EU Parliament had been calling for a financial transaction tax (FTT) for nearly two years and, unsurprisingly, it has adopted last week the proposal drafted by the Commission. One of the arguments that prevailed in the debate that took place at the Parliament and resulted in the adoption of the financial transaction tax proposal was that “the FTT is an integral part of an exit from crisis. It will bring a fairer distribution of the weight of the crisis” (rapporteur Anni Podimata).
The EU follows therefore the general opinion prevailing in member States that increasing taxation is the best way out of the economic and debt crisis. This is neither very original nor very discerning, as we argued many times before (for example here, here and here).
The tax rates proposed by the Commission (0.1% for shares and bonds and 0.01% for derivatives) were considered suitable by the Parliament. Pension funds should be the only sector exempted from the tax. The adopted text adds to the Commission’s proposal an “issuance principle”, whereby financial institutions located outside the EU would also be obliged to pay the FTT if they trade securities originally issued within the EU. On the other hand, shares issued outside the EU but subsequently traded by at least one institution established within the EU would also be taxed. Moreover, the text links payment of the FTT to the acquisition of legal ownership rights, meaning that a buyer of a security who would not pay the FTT, would not be legally certain of owning that security.

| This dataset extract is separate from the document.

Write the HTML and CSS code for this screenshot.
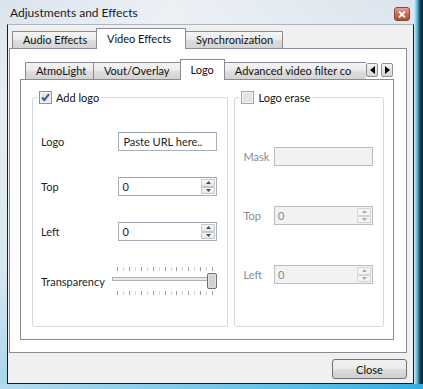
FILE: index.html
```html
<!DOCTYPE html>
<html lang="en">
<head>
    <meta charset="UTF-8">
    <meta name="viewport" content="width=device-width, initial-scale=1.0">
    <title>Adjustments and Effects</title>
    <link rel="stylesheet" href="styles.css">
</head>
<body>
<div class="window">
    <div class="titlebar">
        <span class="title">Adjustments and Effects</span>
        <span class="close-x">
            <svg width="8" height="7" viewBox="0 0 8 7"><path d="M1 0.5 L7 6.5 M7 0.5 L1 6.5" stroke="#fff" stroke-width="1.8"/></svg>
        </span>
    </div>

    <div class="client">
        <!-- Outer tabs -->
        <div class="tabs outer-tabs">
            <div class="tab tab-audio">Audio Effects</div>
            <div class="tab tab-video selected">Video Effects</div>
            <div class="tab tab-sync">Synchronization</div>
        </div>

        <div class="pane outer-pane">
            <!-- Inner tabs -->
            <div class="inner-tabbar">
                <div class="tabs-clip">
                    <div class="tabs">
                        <div class="tab cut"></div>
                        <div class="tab tab-atmo">AtmoLight</div>
                        <div class="tab tab-vout">Vout/Overlay</div>
                        <div class="tab tab-logo selected">Logo</div>
                        <div class="tab tab-adv">Advanced video filter co</div>
                    </div>
                </div>
                <div class="scroll-btns">
                    <span class="scroll-btn"><svg width="5" height="8" viewBox="0 0 5 8"><path d="M5 0 L0 4 L5 8 Z" fill="#000"/></svg></span>
                    <span class="scroll-btn"><svg width="5" height="8" viewBox="0 0 5 8"><path d="M0 0 L5 4 L0 8 Z" fill="#000"/></svg></span>
                </div>
            </div>

            <div class="pane inner-pane">
                <!-- Add logo -->
                <fieldset class="group group-logo">
                    <legend>
                        <svg class="check" width="13" height="13" viewBox="0 0 13 13">
                            <rect x="0.5" y="0.5" width="12" height="12" fill="#f6f6f6" stroke="#8e8f8f"/>
                            <rect x="2" y="2" width="9" height="9" fill="#e4e7ea"/>
                            <path d="M3 6.5 L5.3 9 L10 3.2" fill="none" stroke="#3d5286" stroke-width="1.9"/>
                        </svg>
                        Add logo
                    </legend>
                    <div class="form-grid">
                        <span class="label">Logo</span>
                        <div class="field">Paste URL here..</div>

                        <span class="label">Top</span>
                        <div class="spin">
                            <span class="val">0</span>
                            <span class="spin-btns">
                                <span class="spin-btn"><svg width="5" height="3" viewBox="0 0 5 3"><path d="M0 3 L2.5 0 L5 3 Z" fill="#4d4d4d"/></svg></span>
                                <span class="spin-btn"><svg width="5" height="3" viewBox="0 0 5 3"><path d="M0 0 L2.5 3 L5 0 Z" fill="#4d4d4d"/></svg></span>
                            </span>
                        </div>

                        <span class="label">Left</span>
                        <div class="spin">
                            <span class="val">0</span>
                            <span class="spin-btns">
                                <span class="spin-btn"><svg width="5" height="3" viewBox="0 0 5 3"><path d="M0 3 L2.5 0 L5 3 Z" fill="#4d4d4d"/></svg></span>
                                <span class="spin-btn"><svg width="5" height="3" viewBox="0 0 5 3"><path d="M0 0 L2.5 3 L5 0 Z" fill="#4d4d4d"/></svg></span>
                            </span>
                        </div>

                        <span class="label">Transparency</span>
                        <svg class="slider" width="106" height="28" viewBox="0 0 106 28">
                            <g stroke="#9c9c9c">
                                <path d="M5.5 0v4M17.5 0v4M29.5 0v4M41.5 0v4M53.5 0v4M64.5 0v4M76.5 0v4M88.5 0v4M100.5 0v4"/>
                                <path d="M5.5 24v4M17.5 24v4M29.5 24v4M41.5 24v4M53.5 24v4M64.5 24v4M76.5 24v4M88.5 24v4M100.5 24v4"/>
                            </g>
                            <g stroke="#d6d6d6">
                                <path d="M11.5 0v4M23.5 0v4M35.5 0v4M47.5 0v4M59.5 0v4M70.5 0v4M82.5 0v4M94.5 0v4"/>
                                <path d="M11.5 24v4M23.5 24v4M35.5 24v4M47.5 24v4M59.5 24v4M70.5 24v4M82.5 24v4M94.5 24v4"/>
                            </g>
                            <rect x="0.5" y="10.5" width="104" height="3" fill="#e7eaea" stroke="#b0b0b0"/>
                            <rect x="95.5" y="6.5" width="9" height="15" rx="1.5" fill="#e2e2e2" stroke="#6f6f6f"/>
                            <rect x="97" y="8" width="6" height="12" fill="#d2d2d2"/>
                        </svg>
                    </div>
                </fieldset>

                <!-- Logo erase (fields disabled) -->
                <fieldset class="group group-erase">
                    <legend>
                        <svg class="check" width="13" height="13" viewBox="0 0 13 13">
                            <rect x="0.5" y="0.5" width="12" height="12" fill="#f4f4f4" stroke="#a3a5a8"/>
                            <rect x="2" y="2" width="9" height="9" fill="#e3e3e3"/>
                        </svg>
                        Logo erase
                    </legend>
                    <div class="form-grid disabled">
                        <span class="label">Mask</span>
                        <div class="field"></div>

                        <span class="label">Top</span>
                        <div class="spin">
                            <span class="val">0</span>
                            <span class="spin-btns">
                                <span class="spin-btn"><svg width="5" height="3" viewBox="0 0 5 3"><path d="M0 3 L2.5 0 L5 3 Z" fill="#a8a8a8"/></svg></span>
                                <span class="spin-btn"><svg width="5" height="3" viewBox="0 0 5 3"><path d="M0 0 L2.5 3 L5 0 Z" fill="#a8a8a8"/></svg></span>
                            </span>
                        </div>

                        <span class="label">Left</span>
                        <div class="spin">
                            <span class="val">0</span>
                            <span class="spin-btns">
                                <span class="spin-btn"><svg width="5" height="3" viewBox="0 0 5 3"><path d="M0 3 L2.5 0 L5 3 Z" fill="#a8a8a8"/></svg></span>
                                <span class="spin-btn"><svg width="5" height="3" viewBox="0 0 5 3"><path d="M0 0 L2.5 3 L5 0 Z" fill="#a8a8a8"/></svg></span>
                            </span>
                        </div>
                    </div>
                </fieldset>
            </div>
        </div>

        <div class="button-bar">
            <button class="btn">Close</button>
        </div>
    </div>
</div>
</body>
</html>
```

FILE: styles.css
```css
body {
    margin: 0;
    font-family: Lato, "Liberation Sans", sans-serif;
    font-size: 11px;
    color: #1e1e1e;
}

/* Window frame (glass) */
.window {
    width: 423px;
    height: 389px;
    box-sizing: border-box;
    padding: 0 9px 5px 7px;
    display: flex;
    flex-direction: column;
    background:
        linear-gradient(to right, #b5dcef, #6cc3e8 60%, #37aee0) bottom / 100% 5px no-repeat,
        linear-gradient(to right, rgba(255, 255, 255, 0) 414px, #d6edf7 414px, #62b9e0 417px, #1d4663 420px, #0f1c27 423px),
        linear-gradient(to bottom, #dbe4ed 0%, #e8edf2 25%, #d6e6ef 70%, #a6d5ea 100%);
}

.titlebar {
    height: 24px;
    display: flex;
    justify-content: space-between;
    align-items: flex-start;
    padding-left: 3px;
    margin-right: 4px;
    background: linear-gradient(to right, rgba(255, 255, 255, 0), rgba(255, 255, 255, 0.45) 40%, rgba(255, 255, 255, 0));
}

.title {
    font-size: 12px;
    line-height: 16px;
    margin-top: 5px;
    color: #1a1a1a;
}

.close-x {
    margin-top: 7px;
    width: 16px;
    height: 14px;
    box-sizing: border-box;
    border: 1px solid #8c4535;
    border-radius: 3px;
    background: linear-gradient(#e2a595, #cc6a52 50%, #b94a2e);
    display: flex;
    align-items: center;
    justify-content: center;
}

.client {
    flex: 1;
    border: 1px solid #1b1b1b;
    border-top-color: #aab6c2;
    background: #f0f0f0;
    display: flex;
    flex-direction: column;
    padding: 3px 6px 0 1px;
}

/* Tabs */
.tabs {
    display: flex;
    align-items: flex-end;
}

.outer-tabs {
    margin-left: 3px;
    margin-bottom: -1px;
}

.tab {
    height: 16px;
    line-height: 16px;
    padding: 0 10px;
    border: 1px solid #898c95;
    background: linear-gradient(#f4f4f4, #ececec 45%, #dcdcdc 55%, #d4d4d4);
    white-space: nowrap;
    color: #111;
}

.tab + .tab {
    margin-left: -1px;
}

.tab.selected {
    position: relative;
    height: 20px;
    line-height: 19px;
    border-bottom: none;
    background: #fff;
}

.tab-audio { width: 63px; }
.tab-video { width: 68px; }
.tab-sync { width: 76px; }
.tab-atmo { width: 47px; }
.tab-vout { width: 66px; }
.tab-logo { width: 30px; }
.tab-adv { padding-right: 30px; }

.tab.cut {
    width: 5px;
    padding: 0;
    border-left: none;
}

.pane {
    border: 1px solid #898c95;
    background: #fff;
}

.outer-pane {
    flex: 1;
    display: flex;
    flex-direction: column;
    padding: 10px 12px 12px 10px;
}

.inner-tabbar {
    display: flex;
    margin-bottom: -1px;
    padding-left: 5px;
}

.tabs-clip {
    flex: 1;
    overflow: hidden;
}

.scroll-btns {
    display: flex;
    gap: 3px;
    margin: 4px 1px 0 0;
    height: 14px;
}

.scroll-btn {
    width: 12px;
    box-sizing: border-box;
    border: 1px solid #8e8f8f;
    border-radius: 2px;
    background: linear-gradient(#f6f6f6, #e4e4e4 50%, #d6d6d6);
    display: flex;
    align-items: center;
    justify-content: center;
}

.inner-pane {
    flex: 1;
    display: flex;
    gap: 6px;
    padding: 11px 9px 12px 11px;
}

/* Group boxes */
.group {
    margin: 0;
    border: 1px solid #d3d8dc;
    border-radius: 3px;
    min-width: 0;
}

.group legend {
    display: flex;
    align-items: center;
    gap: 4px;
    height: 13px;
    line-height: 13px;
    padding: 0 2px;
    margin-left: -4px;
    color: #111;
}

.group-logo {
    width: 177px;
    padding: 28px 10px 0 8px;
}

.group-erase {
    width: 130px;
    padding: 43px 10px 0 8px;
}

.form-grid {
    display: grid;
    grid-template-columns: 1fr 99px;
    align-items: center;
}

.group-logo .form-grid {
    grid-template-rows: 19px 19px 19px 28px;
    row-gap: 26px;
}

.group-erase .form-grid {
    grid-template-rows: 19px 19px 19px;
    row-gap: 40px;
}

.field,
.spin {
    height: 19px;
    box-sizing: border-box;
    border: 1px solid #a6b0bb;
    border-top-color: #9aa3ad;
    background: #fff;
}

.field {
    padding-left: 4px;
    line-height: 17px;
}

.spin {
    display: flex;
}

.spin .val {
    flex: 1;
    padding-left: 3px;
    line-height: 17px;
}

.spin-btns {
    width: 16px;
    display: flex;
    flex-direction: column;
    padding: 1px;
    box-sizing: border-box;
}

.spin-btn {
    flex: 1;
    border: 1px solid #c4c8cd;
    border-radius: 1px;
    background: linear-gradient(#f8f8f8, #e6e6e6);
    display: flex;
    align-items: center;
    justify-content: center;
}

.slider {
    margin-left: -6px;
}

.disabled,
.disabled .label {
    color: #8b8b8b;
}

.disabled .field,
.disabled .spin {
    background: #f2f2f2;
    border-color: #bdbdbd;
}

.disabled .spin-btn {
    border-color: #d4d4d4;
    background: #f4f4f4;
}

/* Bottom button row */
.button-bar {
    height: 30px;
    display: flex;
    justify-content: flex-end;
    align-items: flex-start;
    padding-top: 6px;
    box-sizing: border-box;
}

.btn {
    width: 75px;
    height: 20px;
    font-family: inherit;
    font-size: 11px;
    color: #111;
    border: 1px solid #707070;
    border-radius: 3px;
    background: linear-gradient(#f2f2f2, #ebebeb 48%, #dddddd 52%, #cfcfcf);
    padding: 0;
}
```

The deadline for Member States to adopt implementing laws is 31 December 2013. Entry into force of these laws is scheduled 31 December 2014. Anticipating some difficulties, the Parliament decided that the tax should go ahead even if only some Member States opt for it. According to the reporter Anni Podimata, the “FTT will not lead to relocation outside the EU because the cost of this is higher than paying the tax”. This remains to be seen.